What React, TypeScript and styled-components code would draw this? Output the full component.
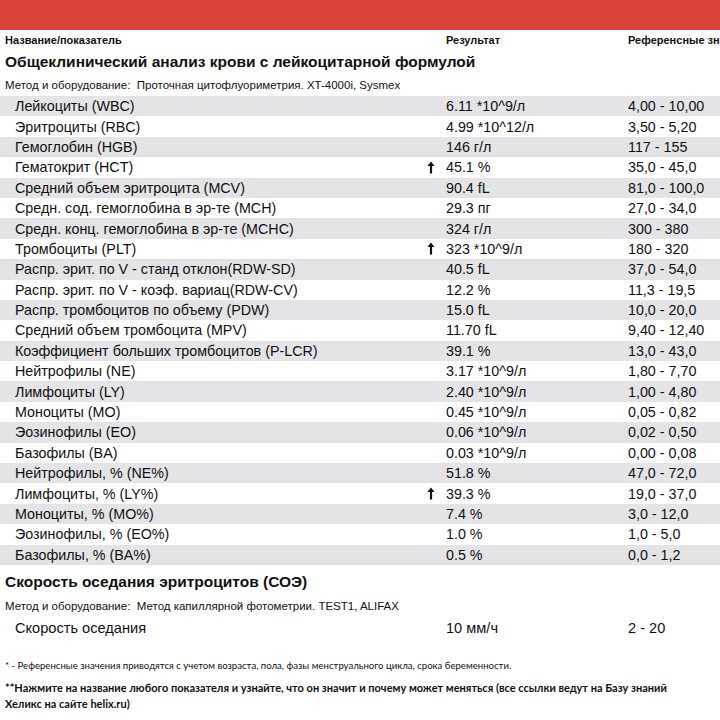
import React from "react";
import styled, { createGlobalStyle } from "styled-components";

const Global = createGlobalStyle`
  html, body { margin: 0; padding: 0; background: #fff; }
  body { font-family: "Liberation Sans", Arial, sans-serif; color: #111; }
`;

const Page = styled.div`
  width: 720px;
  height: 720px;
  overflow: hidden;
  background: #fff;
`;

const RedBar = styled.div`
  height: 30px;
  background: #d9443a;
`;

const Grid = styled.div`
  display: grid;
  grid-template-columns: 425px 21px 182px 1fr;
  align-items: center;
  white-space: nowrap;
`;

const HeaderRow = styled(Grid)`
  height: 20px;
  font-size: 11px;
  font-weight: bold;
  padding-left: 5px;
  grid-template-columns: 420px 21px 182px 1fr;
  overflow: hidden;
`;

const SectionTitle = styled.div<{ $h: number }>`
  height: ${(p) => p.$h}px;
  display: flex;
  align-items: center;
  padding-left: 5px;
  font-size: 15.5px;
  font-weight: bold;
`;

const Method = styled.div<{ $h: number }>`
  height: ${(p) => p.$h}px;
  display: flex;
  align-items: center;
  padding-left: 5px;
  font-size: 11.5px;
  white-space: pre;
`;

const Row = styled(Grid)<{ $alt: boolean; $h?: number; $fs?: number }>`
  height: ${(p) => p.$h ?? 20.4}px;
  background: ${(p) => (p.$alt ? "#e4e3e6" : "#fff")};
  font-size: ${(p) => p.$fs ?? 14.3}px;
`;

const NameCell = styled.div`
  padding-left: 15px;
`;

const ArrowCell = styled.div`
  display: flex;
  align-items: center;
  padding-left: 2px;
`;

const Cell = styled.div``;

const Note = styled.div`
  font-family: Lato, "Open Sans", sans-serif;
  font-size: 9.6px;
  padding-left: 5px;
  height: 22px;
  margin-top: 12px;
  display: flex;
  align-items: center;
`;

const BoldNote = styled.div`
  font-family: Lato, "Open Sans", sans-serif;
  font-size: 11px;
  font-weight: bold;
  padding-left: 5px;
  line-height: 16.5px;
  padding-top: 3px;
  width: 680px;
`;

const UpArrow = () => (
  <svg width="8" height="13" viewBox="0 0 8 13">
    <path d="M4 0.5 L7.5 5 L5.1 5 L5.1 12.5 L2.9 12.5 L2.9 5 L0.5 5 Z" fill="#111" />
  </svg>
);

type R = [string, string, string, boolean?];

const rows: R[] = [
  ["Лейкоциты (WBC)", "6.11 *10^9/л", "4,00 - 10,00"],
  ["Эритроциты (RBC)", "4.99 *10^12/л", "3,50 - 5,20"],
  ["Гемоглобин (HGB)", "146 г/л", "117 - 155"],
  ["Гематокрит (HCT)", "45.1 %", "35,0 - 45,0", true],
  ["Средний объем эритроцита (MCV)", "90.4 fL", "81,0 - 100,0"],
  ["Средн. сод. гемоглобина в эр-те (MCH)", "29.3 пг", "27,0 - 34,0"],
  ["Средн. конц. гемоглобина в эр-те (MCHC)", "324 г/л", "300 - 380"],
  ["Тромбоциты (PLT)", "323 *10^9/л", "180 - 320", true],
  ["Распр. эрит. по V - станд отклон(RDW-SD)", "40.5 fL", "37,0 - 54,0"],
  ["Распр. эрит. по V - коэф. вариац(RDW-CV)", "12.2 %", "11,3 - 19,5"],
  ["Распр. тромбоцитов по объему (PDW)", "15.0 fL", "10,0 - 20,0"],
  ["Средний объем тромбоцита (MPV)", "11.70 fL", "9,40 - 12,40"],
  ["Коэффициент больших тромбоцитов (P-LCR)", "39.1 %", "13,0 - 43,0"],
  ["Нейтрофилы (NE)", "3.17 *10^9/л", "1,80 - 7,70"],
  ["Лимфоциты (LY)", "2.40 *10^9/л", "1,00 - 4,80"],
  ["Моноциты (MO)", "0.45 *10^9/л", "0,05 - 0,82"],
  ["Эозинофилы (EO)", "0.06 *10^9/л", "0,02 - 0,50"],
  ["Базофилы (BA)", "0.03 *10^9/л", "0,00 - 0,08"],
  ["Нейтрофилы, % (NE%)", "51.8 %", "47,0 - 72,0"],
  ["Лимфоциты, % (LY%)", "39.3 %", "19,0 - 37,0", true],
  ["Моноциты, % (MO%)", "7.4 %", "3,0 - 12,0"],
  ["Эозинофилы, % (EO%)", "1.0 %", "1,0 - 5,0"],
  ["Базофилы, % (BA%)", "0.5 %", "0,0 - 1,2"],
];

export default function App() {
  return (
    <Page>
      <Global />
      <RedBar />
      <HeaderRow>
        <Cell>Название/показатель</Cell>
        <Cell />
        <Cell>Результат</Cell>
        <Cell>Референсные значения</Cell>
      </HeaderRow>
      <SectionTitle $h={23}>Общеклинический анализ крови с лейкоцитарной формулой</SectionTitle>
      <Method $h={23}>Метод и оборудование:  Проточная цитофлуориметрия. XT-4000i, Sysmex</Method>
      {rows.map(([n, v, r, up], i) => (
        <Row key={n} $alt={i % 2 === 0}>
          <NameCell>{n}</NameCell>
          <ArrowCell>{up ? <UpArrow /> : null}</ArrowCell>
          <Cell>{v}</Cell>
          <Cell>{r}</Cell>
        </Row>
      ))}
      <SectionTitle $h={34}>Скорость оседания эритроцитов (СОЭ)</SectionTitle>
      <Method $h={14}>Метод и оборудование:  Метод капиллярной фотометрии. TEST1, ALIFAX</Method>
      <Row $alt={false} $h={30} $fs={14.6}>
        <NameCell>Скорость оседания</NameCell>
        <ArrowCell />
        <Cell>10 мм/ч</Cell>
        <Cell>2 - 20</Cell>
      </Row>
      <Note>* - Референсные значения приводятся с учетом возраста, пола, фазы менструального цикла, срока беременности.</Note>
      <BoldNote>
        **Нажмите на название любого показателя и узнайте, что он значит и почему может меняться (все ссылки ведут на Базу знаний Хеликс на сайте helix.ru)
      </BoldNote>
    </Page>
  );
}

* _Exercise description_:
Transcribe the full listing above exactly, with the images removed.

* _Task result_:
What React, TypeScript and styled-components code would draw this? Output the full component.
import React from "react";
import styled, { createGlobalStyle } from "styled-components";

const Global = createGlobalStyle`
  html, body { margin: 0; padding: 0; background: #fff; }
  body { font-family: "Liberation Sans", Arial, sans-serif; color: #111; }
`;

const Page = styled.div`
  width: 720px;
  height: 720px;
  overflow: hidden;
  background: #fff;
`;

const RedBar = styled.div`
  height: 30px;
  background: #d9443a;
`;

const Grid = styled.div`
  display: grid;
  grid-template-columns: 425px 21px 182px 1fr;
  align-items: center;
  white-space: nowrap;
`;

const HeaderRow = styled(Grid)`
  height: 20px;
  font-size: 11px;
  font-weight: bold;
  padding-left: 5px;
  grid-template-columns: 420px 21px 182px 1fr;
  overflow: hidden;
`;

const SectionTitle = styled.div<{ $h: number }>`
  height: ${(p) => p.$h}px;
  display: flex;
  align-items: center;
  padding-left: 5px;
  font-size: 15.5px;
  font-weight: bold;
`;

const Method = styled.div<{ $h: number }>`
  height: ${(p) => p.$h}px;
  display: flex;
  align-items: center;
  padding-left: 5px;
  font-size: 11.5px;
  white-space: pre;
`;

const Row = styled(Grid)<{ $alt: boolean; $h?: number; $fs?: number }>`
  height: ${(p) => p.$h ?? 20.4}px;
  background: ${(p) => (p.$alt ? "#e4e3e6" : "#fff")};
  font-size: ${(p) => p.$fs ?? 14.3}px;
`;

const NameCell = styled.div`
  padding-left: 15px;
`;

const ArrowCell = styled.div`
  display: flex;
  align-items: center;
  padding-left: 2px;
`;

const Cell = styled.div``;

const Note = styled.div`
  font-family: Lato, "Open Sans", sans-serif;
  font-size: 9.6px;
  padding-left: 5px;
  height: 22px;
  margin-top: 12px;
  display: flex;
  align-items: center;
`;

const BoldNote = styled.div`
  font-family: Lato, "Open Sans", sans-serif;
  font-size: 11px;
  font-weight: bold;
  padding-left: 5px;
  line-height: 16.5px;
  padding-top: 3px;
  width: 680px;
`;

const UpArrow = () => (
  <svg width="8" height="13" viewBox="0 0 8 13">
    <path d="M4 0.5 L7.5 5 L5.1 5 L5.1 12.5 L2.9 12.5 L2.9 5 L0.5 5 Z" fill="#111" />
  </svg>
);

type R = [string, string, string, boolean?];

const rows: R[] = [
  ["Лейкоциты (WBC)", "6.11 *10^9/л", "4,00 - 10,00"],
  ["Эритроциты (RBC)", "4.99 *10^12/л", "3,50 - 5,20"],
  ["Гемоглобин (HGB)", "146 г/л", "117 - 155"],
  ["Гематокрит (HCT)", "45.1 %", "35,0 - 45,0", true],
  ["Средний объем эритроцита (MCV)", "90.4 fL", "81,0 - 100,0"],
  ["Средн. сод. гемоглобина в эр-те (MCH)", "29.3 пг", "27,0 - 34,0"],
  ["Средн. конц. гемоглобина в эр-те (MCHC)", "324 г/л", "300 - 380"],
  ["Тромбоциты (PLT)", "323 *10^9/л", "180 - 320", true],
  ["Распр. эрит. по V - станд отклон(RDW-SD)", "40.5 fL", "37,0 - 54,0"],
  ["Распр. эрит. по V - коэф. вариац(RDW-CV)", "12.2 %", "11,3 - 19,5"],
  ["Распр. тромбоцитов по объему (PDW)", "15.0 fL", "10,0 - 20,0"],
  ["Средний объем тромбоцита (MPV)", "11.70 fL", "9,40 - 12,40"],
  ["Коэффициент больших тромбоцитов (P-LCR)", "39.1 %", "13,0 - 43,0"],
  ["Нейтрофилы (NE)", "3.17 *10^9/л", "1,80 - 7,70"],
  ["Лимфоциты (LY)", "2.40 *10^9/л", "1,00 - 4,80"],
  ["Моноциты (MO)", "0.45 *10^9/л", "0,05 - 0,82"],
  ["Эозинофилы (EO)", "0.06 *10^9/л", "0,02 - 0,50"],
  ["Базофилы (BA)", "0.03 *10^9/л", "0,00 - 0,08"],
  ["Нейтрофилы, % (NE%)", "51.8 %", "47,0 - 72,0"],
  ["Лимфоциты, % (LY%)", "39.3 %", "19,0 - 37,0", true],
  ["Моноциты, % (MO%)", "7.4 %", "3,0 - 12,0"],
  ["Эозинофилы, % (EO%)", "1.0 %", "1,0 - 5,0"],
  ["Базофилы, % (BA%)", "0.5 %", "0,0 - 1,2"],
];

export default function App() {
  return (
    <Page>
      <Global />
      <RedBar />
      <HeaderRow>
        <Cell>Название/показатель</Cell>
        <Cell />
        <Cell>Результат</Cell>
        <Cell>Референсные значения</Cell>
      </HeaderRow>
      <SectionTitle $h={23}>Общеклинический анализ крови с лейкоцитарной формулой</SectionTitle>
      <Method $h={23}>Метод и оборудование:  Проточная цитофлуориметрия. XT-4000i, Sysmex</Method>
      {rows.map(([n, v, r, up], i) => (
        <Row key={n} $alt={i % 2 === 0}>
          <NameCell>{n}</NameCell>
          <ArrowCell>{up ? <UpArrow /> : null}</ArrowCell>
          <Cell>{v}</Cell>
          <Cell>{r}</Cell>
        </Row>
      ))}
      <SectionTitle $h={34}>Скорость оседания эритроцитов (СОЭ)</SectionTitle>
      <Method $h={14}>Метод и оборудование:  Метод капиллярной фотометрии. TEST1, ALIFAX</Method>
      <Row $alt={false} $h={30} $fs={14.6}>
        <NameCell>Скорость оседания</NameCell>
        <ArrowCell />
        <Cell>10 мм/ч</Cell>
        <Cell>2 - 20</Cell>
      </Row>
      <Note>* - Референсные значения приводятся с учетом возраста, пола, фазы менструального цикла, срока беременности.</Note>
      <BoldNote>
        **Нажмите на название любого показателя и узнайте, что он значит и почему может меняться (все ссылки ведут на Базу знаний Хеликс на сайте helix.ru)
      </BoldNote>
    </Page>
  );
}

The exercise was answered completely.